Their parents’ decision to homeschool was partially inspired by the fact that Finneas was born the year of “MMMBop” when the Hanson Brothers broke big. As their dad put it, “I was completely swept away by these kids. They were religious Oklahoma home-schooled, but nonetheless. Clearly what had happened was they’d been allowed to pursue the things that they were interested in.”
It’s interesting to me that homeschooling isn’t just part of their story, it’s central to their story. Finneas summarizes the results:
Being born when I was born, and just being able to afford a computer and Logic Pro, just being afforded the opportunities I was afforded, living in LA, making music, being homeschooled, having time in the day to make that music, it was this gift I was given of time and resources.

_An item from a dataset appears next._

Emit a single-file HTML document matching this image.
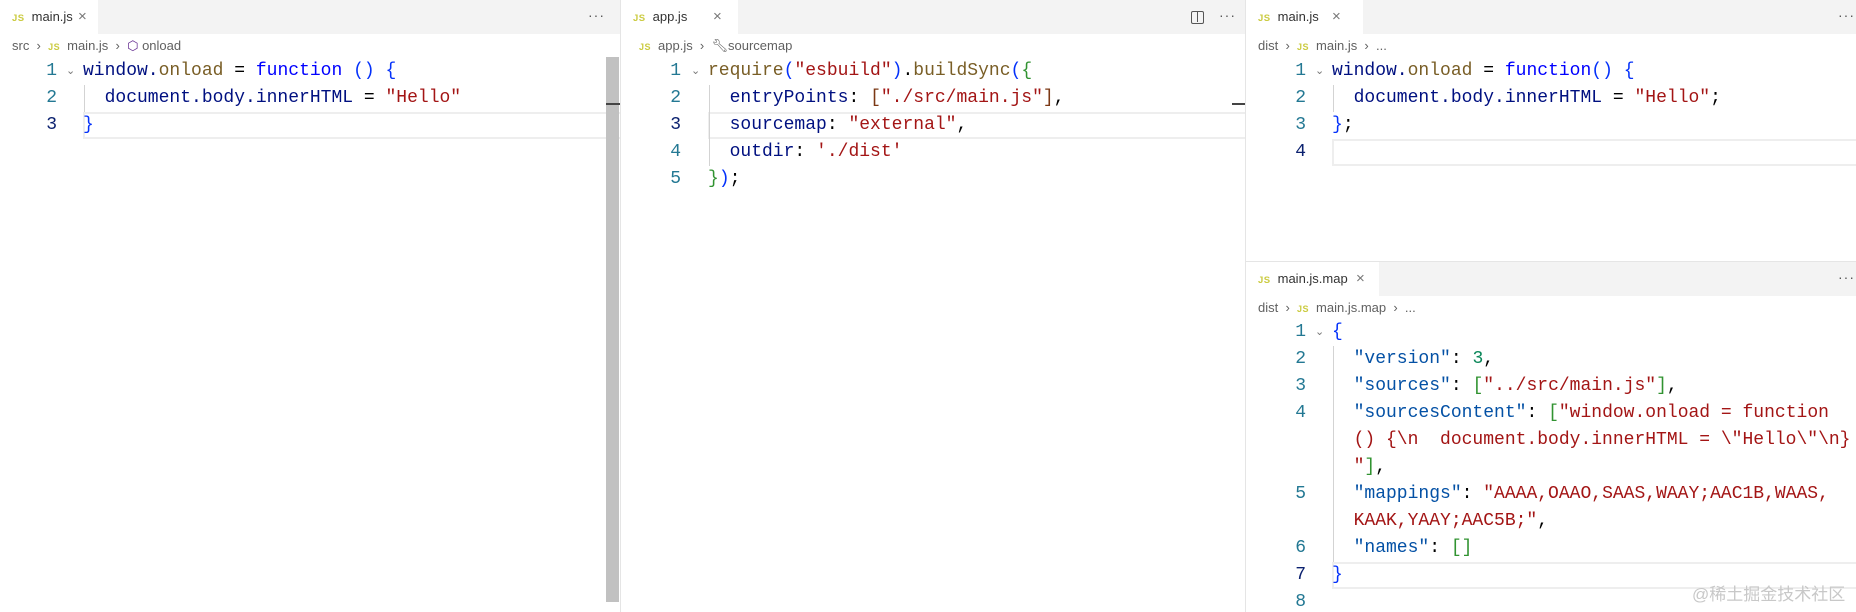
<!DOCTYPE html>
<html><head><meta charset="utf-8"><style>
*{margin:0;padding:0;box-sizing:border-box}
body{width:1856px;height:612px;background:#fff;position:relative;overflow:hidden;font-family:"Liberation Sans",sans-serif}
.pane{position:absolute;background:#fff;overflow:hidden}
.tabbar{position:absolute;left:0;top:0;right:0;height:34px;background:#f3f3f3}
.tab{position:absolute;left:0;top:0;height:34px;background:#fff;font-size:13px;color:#333;line-height:34px;padding-left:12px}
.js{color:#cbcb41;font-weight:bold;font-size:9.5px;margin-right:7px;letter-spacing:0.5px}
.x{position:absolute;top:0;font-size:15px;color:#777}
.dots{position:absolute;top:0;line-height:30px;font-size:14px;color:#555;letter-spacing:1px}
.bc{position:absolute;left:12px;top:37px;font-size:13px;color:#616161;height:18px;line-height:18px;white-space:nowrap}
.bc .js{font-size:9px}
.ln{position:absolute;height:27px;line-height:27px;font-family:"Liberation Mono",monospace;font-size:18px;color:#237893;text-align:right;width:40px}
.ln.a{color:#0b216f}
.code{position:absolute;height:27px;line-height:27px;font-family:"Liberation Mono",monospace;font-size:18px;white-space:pre;color:#001080}
.chev{position:absolute;font-size:11px;color:#777;height:27px;line-height:27px}
.cur{position:absolute;height:27px;border:2px solid #eeeeee;right:0}
.guide{position:absolute;width:1px;background:#d3d3d3}
.k{color:#0000ff}.f{color:#795e26}.s{color:#a31515}.n{color:#098658}.b1{color:#0431fa}.b2{color:#319331}.b3{color:#7b3814}.p{color:#000}
</style></head><body>

<!-- LEFT PANE -->
<div class="pane" style="left:0;top:0;width:620px;height:612px">
  <div class="tabbar"></div>
  <div class="tab" style="width:98px"><span class="js">JS</span>main.js<span class="x" style="left:78px">×</span></div>
  <div class="dots" style="left:588px">···</div>
  <div class="bc">src &nbsp;›&nbsp; <span class="js">JS</span>main.js &nbsp;›&nbsp; <span style="color:#652d90">⬡</span> onload</div>
  <div class="cur" style="left:83px;top:112px;width:540px"></div>
  <div class="guide" style="left:84px;top:85px;height:27px"></div>
  <div class="ln" style="left:17px;top:58px">1</div>
  <div class="chev" style="left:66px;top:58px">⌄</div>
  <div class="code" style="left:83px;top:58px">window.<span class="f">onload</span> <span class="p">=</span> <span class="k">function</span> <span class="b1">()</span> <span class="b1">{</span></div>
  <div class="ln" style="left:17px;top:85px">2</div>
  <div class="code" style="left:83px;top:85px">  document.body.innerHTML <span class="p">=</span> <span class="s">"Hello"</span></div>
  <div class="ln a" style="left:17px;top:112px">3</div>
  <div class="code" style="left:83px;top:112px"><span class="b1">}</span></div>
  <div style="position:absolute;left:606px;top:57px;width:13px;height:545px;background:#c1c1c1"></div>
  <div style="position:absolute;left:606px;top:103px;width:14px;height:2px;background:#444"></div>
</div>
<div style="position:absolute;left:620px;top:0;width:1px;height:612px;background:#e5e5e5"></div>

<!-- MIDDLE PANE -->
<div class="pane" style="left:621px;top:0;width:624px;height:612px">
  <div class="tabbar"></div>
  <div class="tab" style="width:117px"><span class="js">JS</span>app.js<span class="x" style="left:92px">×</span></div>
  <div style="position:absolute;left:570px;top:11px;width:13px;height:13px;border:1.5px solid #555;border-radius:2px"><div style="position:absolute;left:4.5px;top:0;width:1.5px;height:10px;background:#555"></div></div>
  <div class="dots" style="left:598px">···</div>
  <div class="bc" style="left:18px"><span class="js">JS</span>app.js &nbsp;›&nbsp; <span style="color:#555">🔧︎</span>sourcemap</div>
  <div class="cur" style="left:87px;top:112px;width:540px"></div>
  <div class="guide" style="left:88px;top:85px;height:81px"></div>
  <div class="ln" style="left:20px;top:58px">1</div>
  <div class="chev" style="left:70px;top:58px">⌄</div>
  <div class="code" style="left:87px;top:58px"><span class="f">require</span><span class="b1">(</span><span class="s">"esbuild"</span><span class="b1">)</span><span class="p">.</span><span class="f">buildSync</span><span class="b1">(</span><span class="b2">{</span></div>
  <div class="ln" style="left:20px;top:85px">2</div>
  <div class="code" style="left:87px;top:85px">  entryPoints<span class="p">:</span> <span class="b3">[</span><span class="s">"./src/main.js"</span><span class="b3">]</span><span class="p">,</span></div>
  <div class="ln a" style="left:20px;top:112px">3</div>
  <div class="code" style="left:87px;top:112px">  sourcemap<span class="p">:</span> <span class="s">"external"</span><span class="p">,</span></div>
  <div class="ln" style="left:20px;top:139px">4</div>
  <div class="code" style="left:87px;top:139px">  outdir<span class="p">:</span> <span class="s">'./dist'</span></div>
  <div class="ln" style="left:20px;top:166px">5</div>
  <div class="code" style="left:87px;top:166px"><span class="b2">}</span><span class="b1">)</span><span class="p">;</span></div>
  <div style="position:absolute;left:611px;top:103px;width:13px;height:2px;background:#444"></div>
</div>
<div style="position:absolute;left:1245px;top:0;width:1px;height:612px;background:#e5e5e5"></div>

<!-- RIGHT TOP -->
<div class="pane" style="left:1246px;top:0;width:610px;height:261px">
  <div class="tabbar"></div>
  <div class="tab" style="width:117px"><span class="js">JS</span>main.js<span class="x" style="left:86px">×</span></div>
  <div class="dots" style="left:592px">···</div>
  <div class="bc">dist &nbsp;›&nbsp; <span class="js">JS</span>main.js &nbsp;›&nbsp; ...</div>
  <div class="cur" style="left:86px;top:139px;width:530px"></div>
  <div class="guide" style="left:87px;top:85px;height:27px"></div>
  <div class="ln" style="left:20px;top:58px">1</div>
  <div class="chev" style="left:69px;top:58px">⌄</div>
  <div class="code" style="left:86px;top:58px">window.<span class="f">onload</span> <span class="p">=</span> <span class="k">function</span><span class="b1">()</span> <span class="b1">{</span></div>
  <div class="ln" style="left:20px;top:85px">2</div>
  <div class="code" style="left:86px;top:85px">  document.body.innerHTML <span class="p">=</span> <span class="s">"Hello"</span><span class="p">;</span></div>
  <div class="ln" style="left:20px;top:112px">3</div>
  <div class="code" style="left:86px;top:112px"><span class="b1">}</span><span class="p">;</span></div>
  <div class="ln a" style="left:20px;top:139px">4</div>
</div>
<div style="position:absolute;left:1246px;top:261px;width:610px;height:1px;background:#e5e5e5"></div>

<!-- RIGHT BOTTOM -->
<div class="pane" style="left:1246px;top:262px;width:610px;height:350px">
  <div class="tabbar"></div>
  <div class="tab" style="width:133px"><span class="js">JS</span>main.js.map<span class="x" style="left:110px">×</span></div>
  <div class="dots" style="left:592px">···</div>
  <div class="bc">dist &nbsp;›&nbsp; <span class="js">JS</span>main.js.map &nbsp;›&nbsp; ...</div>
  <div class="guide" style="left:87px;top:84px;height:216px"></div>
  <div class="ln" style="left:20px;top:57px">1</div>
  <div class="chev" style="left:69px;top:57px">⌄</div>
  <div class="code" style="left:86px;top:57px"><span class="b1">{</span></div>
  <div class="ln" style="left:20px;top:84px">2</div>
  <div class="code" style="left:86px;top:84px"><span style="color:#0451a5">  "version"</span><span class="p">:</span> <span class="n">3</span><span class="p">,</span></div>
  <div class="ln" style="left:20px;top:111px">3</div>
  <div class="code" style="left:86px;top:111px"><span style="color:#0451a5">  "sources"</span><span class="p">:</span> <span class="b2">[</span><span class="s">"../src/main.js"</span><span class="b2">]</span><span class="p">,</span></div>
  <div class="ln" style="left:20px;top:138px">4</div>
  <div class="code" style="left:86px;top:138px"><span style="color:#0451a5">  "sourcesContent"</span><span class="p">:</span> <span class="b2">[</span><span class="s">"window.onload = function</span></div>
  <div class="code" style="left:86px;top:165px"><span class="s">  () {\n  document.body.innerHTML = \"Hello\"\n}</span></div>
  <div class="code" style="left:86px;top:192px"><span class="s">  "</span><span class="b2">]</span><span class="p">,</span></div>
  <div class="ln" style="left:20px;top:219px">5</div>
  <div class="code" style="left:86px;top:219px"><span style="color:#0451a5">  "mappings"</span><span class="p">:</span> <span class="s">"AAAA,OAAO,SAAS,WAAY;AAC1B,WAAS,</span></div>
  <div class="code" style="left:86px;top:246px"><span class="s">  KAAK,YAAY;AAC5B;"</span><span class="p">,</span></div>
  <div class="ln" style="left:20px;top:273px">6</div>
  <div class="code" style="left:86px;top:273px"><span style="color:#0451a5">  "names"</span><span class="p">:</span> <span class="b2">[]</span></div>
  <div class="cur" style="left:86px;top:300px;width:530px"></div>
  <div class="ln a" style="left:20px;top:300px">7</div>
  <div class="code" style="left:86px;top:300px"><span class="b1">}</span></div>
  <div class="ln" style="left:20px;top:327px">8</div>
</div>
<div style="position:absolute;left:1692px;top:580px;white-space:nowrap;font-family:'Liberation Sans','Noto Sans CJK SC',sans-serif;font-size:17px;color:#c8c8c8">@稀土掘金技术社区</div>
</body></html>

He talks about the importance of their home as a space:
“There’s a crazy intimacy to what we’re doing…. There’s such a private feeling. It’s our house. It’s where we’ve experienced everything. That allows us to make some kind of music that feels wholeheartedly exposed, as far as who we really are as people.”
I was in the songwriting class my mom taught, and the little assignment was that you had to watch a movie or a TV show and then write down all the parts that you thought were good hooks or good lyrics. So, I watched The Walking Dead — like, why not — and then I wrote down all this stuff. People don’t even know that that’s what it’s about, because it sounds more like a longing heartbreak song. But nope, it’s about zombies.
Elsewhere, she talked more about their homeschooled childhood:
“When I see movies set in summertime, that’s what my life was like all the time, but it doesn’t mean I didn’t learn,” Billie explains. “My mom would cook and she’d be like, ‘How much goes into this?’ And that’s how we learned.”
Homeschooling was crucial partly because Billie deals with auditory processing disorder—it’s hard for her to listen and absorb meaning in standard ways—but it had the happy side effect of sharpening her sense of self. “I never went to school, so popular was never a thing for me. I don’t understand peer pressure,” she says.